Stored items from a collection:

******************************

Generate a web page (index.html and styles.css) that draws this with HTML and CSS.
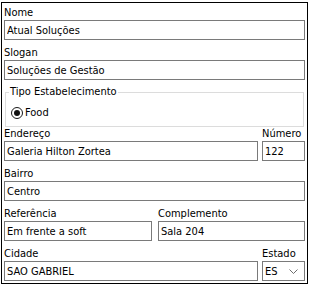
FILE: index.html
```html
<!DOCTYPE html>
<html lang="pt-BR">
<head>
  <meta charset="UTF-8">
  <title>Cadastro</title>
  <link rel="stylesheet" href="styles.css">
</head>
<body>
  <div class="form">
    <div class="field first">
      <label>Nome</label>
      <input type="text" value="Atual Soluções">
    </div>
    <div class="field">
      <label>Slogan</label>
      <input type="text" value="Soluções de Gestão">
    </div>
    <fieldset class="group">
      <legend>Tipo Estabelecimento</legend>
      <div class="radio">
        <span class="dot"></span>
        <span>Food</span>
      </div>
    </fieldset>
    <div class="row row-num">
      <div class="field tight">
        <label>Endereço</label>
        <input type="text" value="Galeria Hilton Zortea">
      </div>
      <div class="field tight">
        <label>Número</label>
        <input type="text" value="122">
      </div>
    </div>
    <div class="field">
      <label>Bairro</label>
      <input type="text" value="Centro">
    </div>
    <div class="row row-half">
      <div class="field">
        <label>Referência</label>
        <input type="text" value="Em frente a soft">
      </div>
      <div class="field">
        <label>Complemento</label>
        <input type="text" value="Sala 204">
      </div>
    </div>
    <div class="row row-num">
      <div class="field">
        <label>Cidade</label>
        <input type="text" value="SAO GABRIEL">
      </div>
      <div class="field">
        <label>Estado</label>
        <div class="select">
          <span>ES</span>
          <svg width="9" height="5" viewBox="0 0 9 5"><path d="M0.5 0.5 L4.5 4.5 L8.5 0.5" fill="none" stroke="#6d6d6d" stroke-width="1"/></svg>
        </div>
      </div>
    </div>
  </div>
</body>
</html>
```

FILE: styles.css
```css
body {
  margin: 2px 0 0 1px;
  background-color: white;
  font-family: "DejaVu Sans Condensed", "Liberation Sans", sans-serif;
  font-size: 11px;
  color: #000;
}
.form {
  width: 301px;
  height: 280px;
  border: 1px solid black;
  padding: 0 2px;
}
.field label {
  display: block;
  line-height: 14px;
  padding-top: 6px;
}
.field.first label {
  padding-top: 3px;
}
.field.tight label {
  padding-top: 0;
}
.field input,
.select {
  display: block;
  box-sizing: border-box;
  width: 100%;
  height: 20px;
  margin: 0;
  border: 1px solid #7a7a7a;
  padding: 0 2px;
  font-family: inherit;
  font-size: 11px;
  color: #000;
  background-color: white;
  outline: none;
}
.select {
  display: flex;
  align-items: center;
  justify-content: space-between;
  padding: 0 6px 0 2px;
}
.group {
  margin: 5px 1px 0 1px;
  padding: 0 3px 3px 3px;
  border: 1px solid #dcdcdc;
  height: 42px;
  box-sizing: border-box;
}
.group legend {
  padding: 0 1px;
  line-height: 14px;
}
.radio {
  display: flex;
  align-items: center;
  gap: 2px;
  margin: 7px 0 0 2px;
  line-height: 14px;
}
.dot {
  width: 10px;
  height: 10px;
  border: 1px solid #1a1a1a;
  border-radius: 50%;
  display: flex;
  align-items: center;
  justify-content: center;
}
.dot::after {
  content: "";
  width: 6px;
  height: 6px;
  border-radius: 50%;
  background-color: #111;
}
.row {
  display: grid;
}
.row-num {
  grid-template-columns: 1fr 43px;
  gap: 4px;
}
.row-half {
  grid-template-columns: 148px 1fr;
  gap: 6px;
}
```
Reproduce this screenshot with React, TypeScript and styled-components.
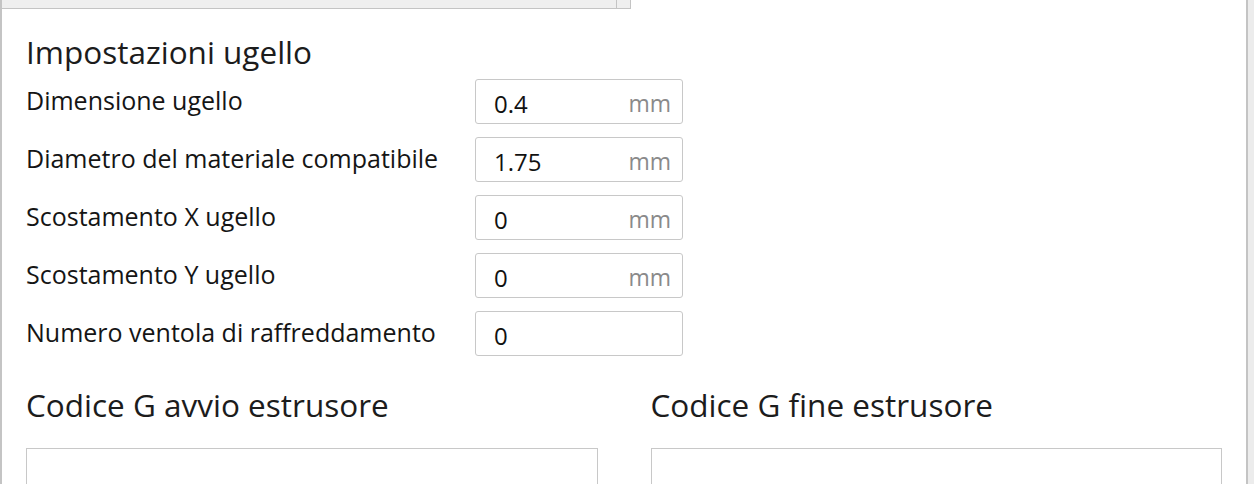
import React from "react";
import styled, { createGlobalStyle } from "styled-components";

type NozzleField = {
  label: string;
  value: string;
  unit?: string;
};

const NOZZLE_FIELDS: NozzleField[] = [
  { label: "Dimensione ugello", value: "0.4", unit: "mm" },
  { label: "Diametro del materiale compatibile", value: "1.75", unit: "mm" },
  { label: "Scostamento X ugello", value: "0", unit: "mm" },
  { label: "Scostamento Y ugello", value: "0", unit: "mm" },
  { label: "Numero ventola di raffreddamento", value: "0" },
];

const App: React.FC = () => {
  return (
    <>
      <GlobalStyle />
      <Page>
        <Panel>
          <TopStrip>
            <ScrollTrack />
          </TopStrip>

          <Content>
            <SectionTitle>Impostazioni ugello</SectionTitle>

            <FieldList>
              {NOZZLE_FIELDS.map((field) => (
                <FieldRow key={field.label}>
                  <FieldLabel>{field.label}</FieldLabel>
                  <InputBox>
                    <InputValue>{field.value}</InputValue>
                    {field.unit && <InputUnit>{field.unit}</InputUnit>}
                  </InputBox>
                </FieldRow>
              ))}
            </FieldList>

            <GcodeGrid>
              <GcodeColumn>
                <SectionTitle>Codice G avvio estrusore</SectionTitle>
                <GcodeArea />
              </GcodeColumn>
              <GcodeColumn>
                <SectionTitle>Codice G fine estrusore</SectionTitle>
                <GcodeArea />
              </GcodeColumn>
            </GcodeGrid>
          </Content>
        </Panel>
      </Page>
    </>
  );
};

export default App;

/* ------------------- styled-components ------------------- */

const GlobalStyle = createGlobalStyle`
  html, body {
    margin: 0;
    padding: 0;
    background: #ececec;
  }

  body {
    font-family: "Open Sans", "Noto Sans", sans-serif;
    -webkit-font-smoothing: antialiased;
  }
`;

const Page = styled.div`
  display: flex;
  width: 1254px;
  height: 484px;
  overflow: hidden;
  background: #ececec;
`;

const Panel = styled.div`
  width: 1248px;
  height: 100%;
  box-sizing: border-box;
  background: #ffffff;
  border-left: 2px solid #c4c4c4;
  border-right: 2px solid #c4c4c4;
  display: flex;
  flex-direction: column;
`;

const TopStrip = styled.div`
  width: 629px;
  height: 9px;
  flex-shrink: 0;
  box-sizing: border-box;
  background: #efefef;
  border-bottom: 1px solid #c4c4c4;
  border-right: 1px solid #c4c4c4;
  display: flex;
  justify-content: flex-end;
`;

const ScrollTrack = styled.div`
  width: 13px;
  height: 100%;
  border-left: 1px solid #c4c4c4;
`;

const Content = styled.div`
  padding: 26px 24px 0;
  display: flex;
  flex-direction: column;
`;

const SectionTitle = styled.h2`
  margin: 0;
  font-size: 31.5px;
  line-height: 34px;
  font-weight: 400;
  color: #1c1c1c;
`;

const FieldList = styled.div`
  margin-top: 10px;
  display: flex;
  flex-direction: column;
  gap: 13px;
`;

const FieldRow = styled.div`
  display: grid;
  grid-template-columns: 449px 208px;
  align-items: center;
  height: 45px;
`;

const FieldLabel = styled.span`
  font-size: 25px;
  line-height: 30px;
  padding-bottom: 3px;
  color: #151515;
  white-space: nowrap;
`;

const InputBox = styled.div`
  height: 45px;
  box-sizing: border-box;
  border: 1px solid #c8c8c8;
  border-radius: 3px;
  display: flex;
  align-items: center;
  padding: 3px 11px 0 18px;
`;

const InputValue = styled.span`
  flex: 1;
  font-size: 24px;
  color: #111111;
`;

const InputUnit = styled.span`
  font-size: 23px;
  color: #8a8a8a;
`;

const GcodeGrid = styled.div`
  margin-top: 32px;
  display: grid;
  grid-template-columns: 1fr 1fr;
  column-gap: 53px;
`;

const GcodeColumn = styled.div`
  display: flex;
  flex-direction: column;
`;

const GcodeArea = styled.div`
  margin-top: 26px;
  height: 120px;
  border: 1px solid #c8c8c8;
  background: #ffffff;
`;
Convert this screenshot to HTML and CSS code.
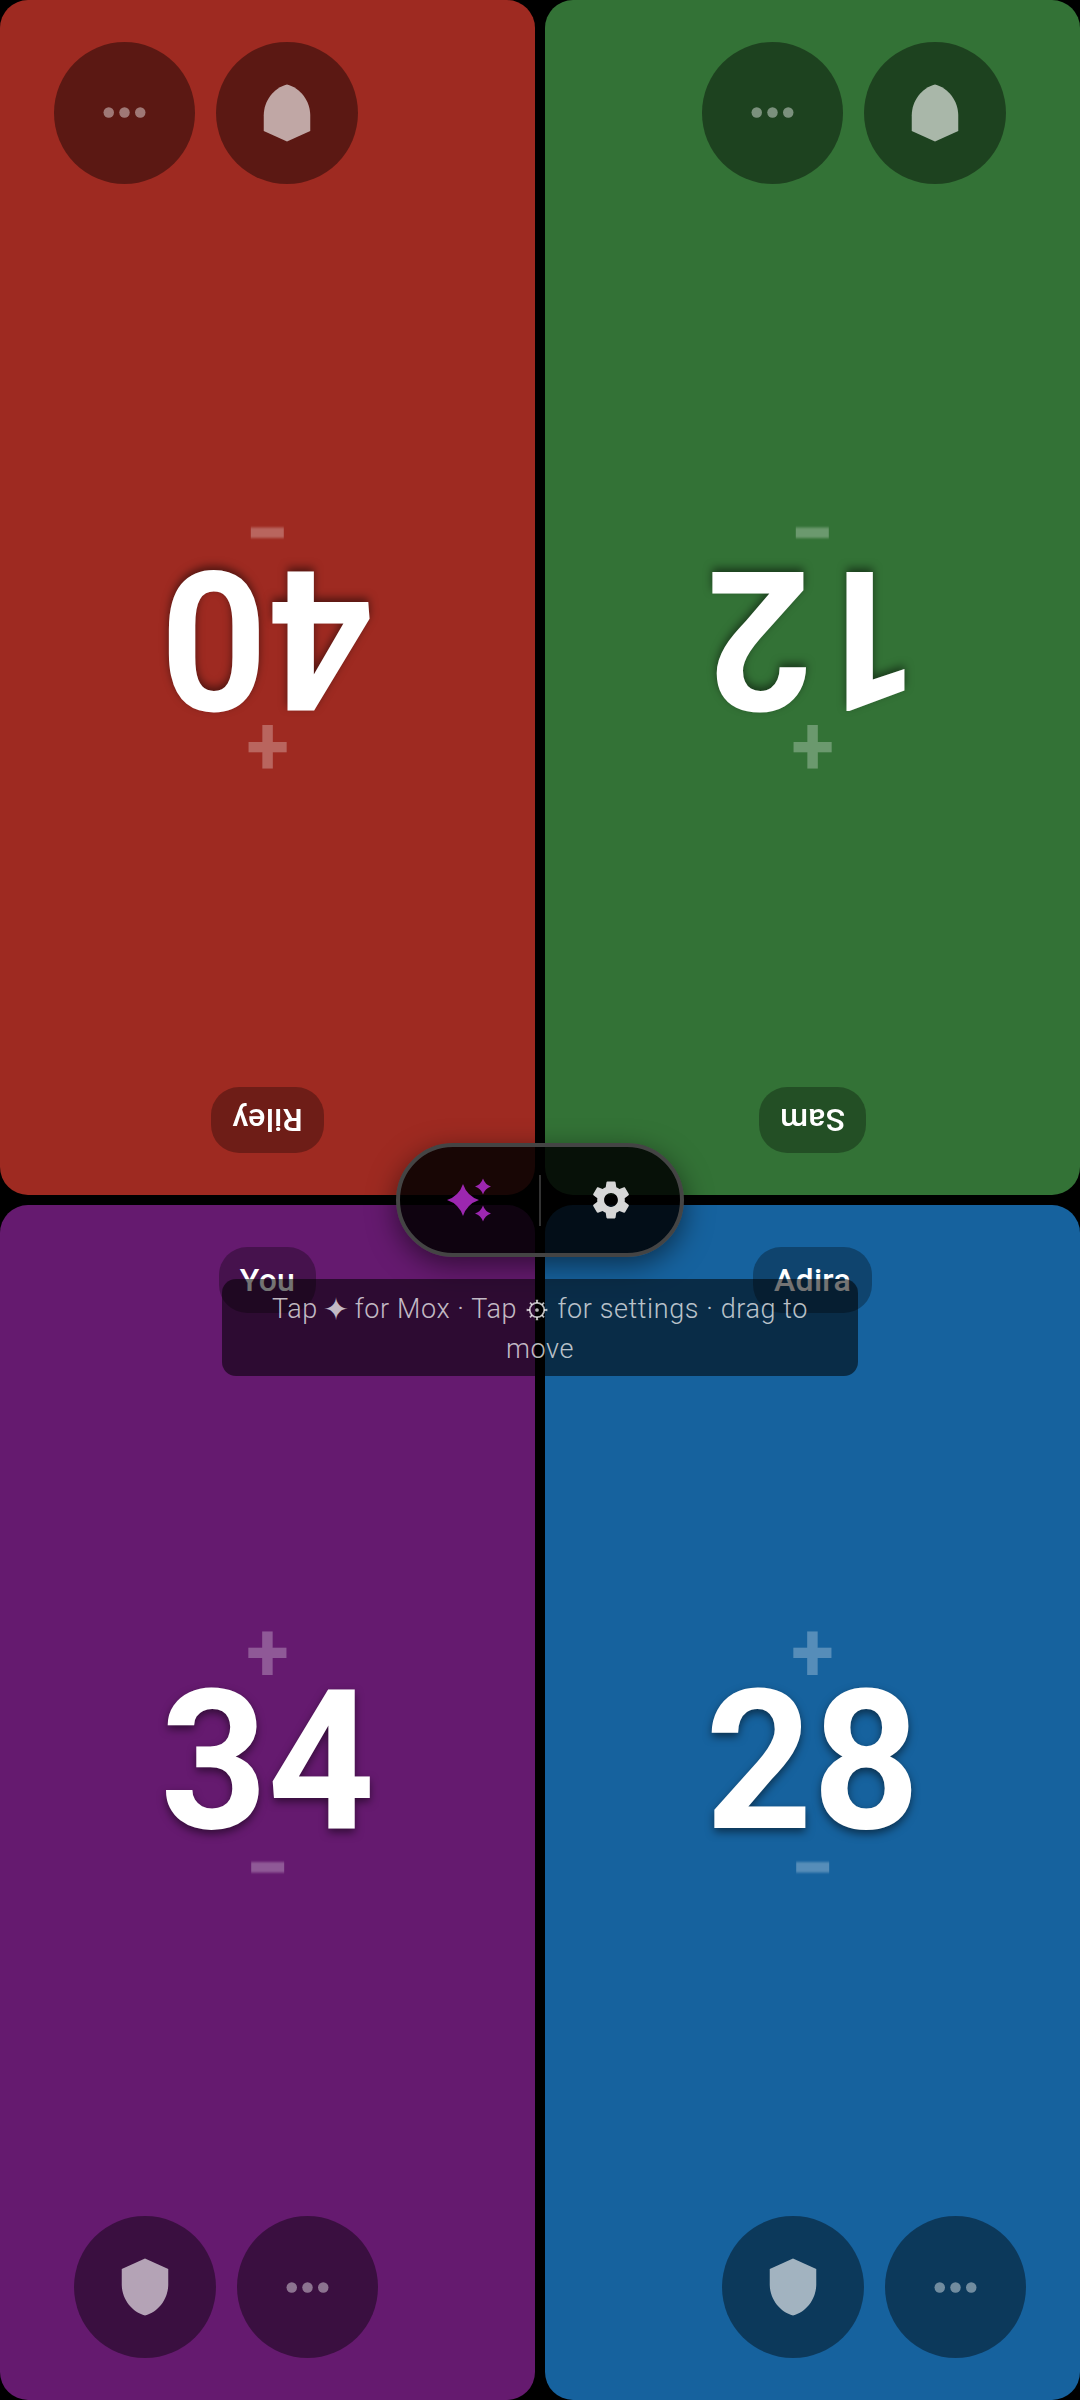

******************************

● **Stated exercise**: Of the lines above, how many contain the word "with"? Provide the number and nothing else.

● **The output**: 2